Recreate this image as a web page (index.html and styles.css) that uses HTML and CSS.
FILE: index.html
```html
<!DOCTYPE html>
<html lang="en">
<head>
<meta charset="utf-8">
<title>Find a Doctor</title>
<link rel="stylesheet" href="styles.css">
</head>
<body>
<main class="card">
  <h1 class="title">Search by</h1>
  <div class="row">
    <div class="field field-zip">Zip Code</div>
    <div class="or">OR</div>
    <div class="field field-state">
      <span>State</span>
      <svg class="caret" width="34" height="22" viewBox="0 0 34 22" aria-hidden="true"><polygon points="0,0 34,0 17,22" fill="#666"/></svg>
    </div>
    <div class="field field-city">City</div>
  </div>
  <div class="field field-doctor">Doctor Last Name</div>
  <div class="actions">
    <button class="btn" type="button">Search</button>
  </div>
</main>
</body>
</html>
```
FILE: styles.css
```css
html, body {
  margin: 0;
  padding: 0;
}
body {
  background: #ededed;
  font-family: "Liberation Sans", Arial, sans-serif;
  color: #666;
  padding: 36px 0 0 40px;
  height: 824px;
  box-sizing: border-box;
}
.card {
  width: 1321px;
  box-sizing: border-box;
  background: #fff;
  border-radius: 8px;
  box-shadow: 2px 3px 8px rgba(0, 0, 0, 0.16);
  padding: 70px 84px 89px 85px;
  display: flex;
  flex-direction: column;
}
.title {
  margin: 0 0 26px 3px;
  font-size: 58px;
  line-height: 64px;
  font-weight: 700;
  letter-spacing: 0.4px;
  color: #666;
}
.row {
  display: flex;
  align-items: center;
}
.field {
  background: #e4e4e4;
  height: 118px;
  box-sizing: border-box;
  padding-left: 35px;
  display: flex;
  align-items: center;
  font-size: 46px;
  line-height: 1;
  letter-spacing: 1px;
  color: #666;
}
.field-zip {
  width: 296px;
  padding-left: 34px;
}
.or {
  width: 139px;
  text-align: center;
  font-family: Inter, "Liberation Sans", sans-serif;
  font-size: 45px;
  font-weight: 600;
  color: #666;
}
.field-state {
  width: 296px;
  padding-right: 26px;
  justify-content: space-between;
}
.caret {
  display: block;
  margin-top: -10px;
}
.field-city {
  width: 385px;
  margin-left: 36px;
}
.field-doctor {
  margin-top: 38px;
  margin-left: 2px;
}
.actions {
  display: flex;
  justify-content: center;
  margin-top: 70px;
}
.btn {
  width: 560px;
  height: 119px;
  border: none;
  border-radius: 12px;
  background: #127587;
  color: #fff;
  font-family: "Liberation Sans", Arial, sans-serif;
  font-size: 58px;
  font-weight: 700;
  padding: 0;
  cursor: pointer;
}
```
----
• _Task goal_:
Extract all of the data shown above without alteration.

• _Correct output_:
Recreate this image as a web page (index.html and styles.css) that uses HTML and CSS.
FILE: index.html
```html
<!DOCTYPE html>
<html lang="en">
<head>
<meta charset="utf-8">
<title>Find a Doctor</title>
<link rel="stylesheet" href="styles.css">
</head>
<body>
<main class="card">
  <h1 class="title">Search by</h1>
  <div class="row">
    <div class="field field-zip">Zip Code</div>
    <div class="or">OR</div>
    <div class="field field-state">
      <span>State</span>
      <svg class="caret" width="34" height="22" viewBox="0 0 34 22" aria-hidden="true"><polygon points="0,0 34,0 17,22" fill="#666"/></svg>
    </div>
    <div class="field field-city">City</div>
  </div>
  <div class="field field-doctor">Doctor Last Name</div>
  <div class="actions">
    <button class="btn" type="button">Search</button>
  </div>
</main>
</body>
</html>
```
FILE: styles.css
```css
html, body {
  margin: 0;
  padding: 0;
}
body {
  background: #ededed;
  font-family: "Liberation Sans", Arial, sans-serif;
  color: #666;
  padding: 36px 0 0 40px;
  height: 824px;
  box-sizing: border-box;
}
.card {
  width: 1321px;
  box-sizing: border-box;
  background: #fff;
  border-radius: 8px;
  box-shadow: 2px 3px 8px rgba(0, 0, 0, 0.16);
  padding: 70px 84px 89px 85px;
  display: flex;
  flex-direction: column;
}
.title {
  margin: 0 0 26px 3px;
  font-size: 58px;
  line-height: 64px;
  font-weight: 700;
  letter-spacing: 0.4px;
  color: #666;
}
.row {
  display: flex;
  align-items: center;
}
.field {
  background: #e4e4e4;
  height: 118px;
  box-sizing: border-box;
  padding-left: 35px;
  display: flex;
  align-items: center;
  font-size: 46px;
  line-height: 1;
  letter-spacing: 1px;
  color: #666;
}
.field-zip {
  width: 296px;
  padding-left: 34px;
}
.or {
  width: 139px;
  text-align: center;
  font-family: Inter, "Liberation Sans", sans-serif;
  font-size: 45px;
  font-weight: 600;
  color: #666;
}
.field-state {
  width: 296px;
  padding-right: 26px;
  justify-content: space-between;
}
.caret {
  display: block;
  margin-top: -10px;
}
.field-city {
  width: 385px;
  margin-left: 36px;
}
.field-doctor {
  margin-top: 38px;
  margin-left: 2px;
}
.actions {
  display: flex;
  justify-content: center;
  margin-top: 70px;
}
.btn {
  width: 560px;
  height: 119px;
  border: none;
  border-radius: 12px;
  background: #127587;
  color: #fff;
  font-family: "Liberation Sans", Arial, sans-serif;
  font-size: 58px;
  font-weight: 700;
  padding: 0;
  cursor: pointer;
}
```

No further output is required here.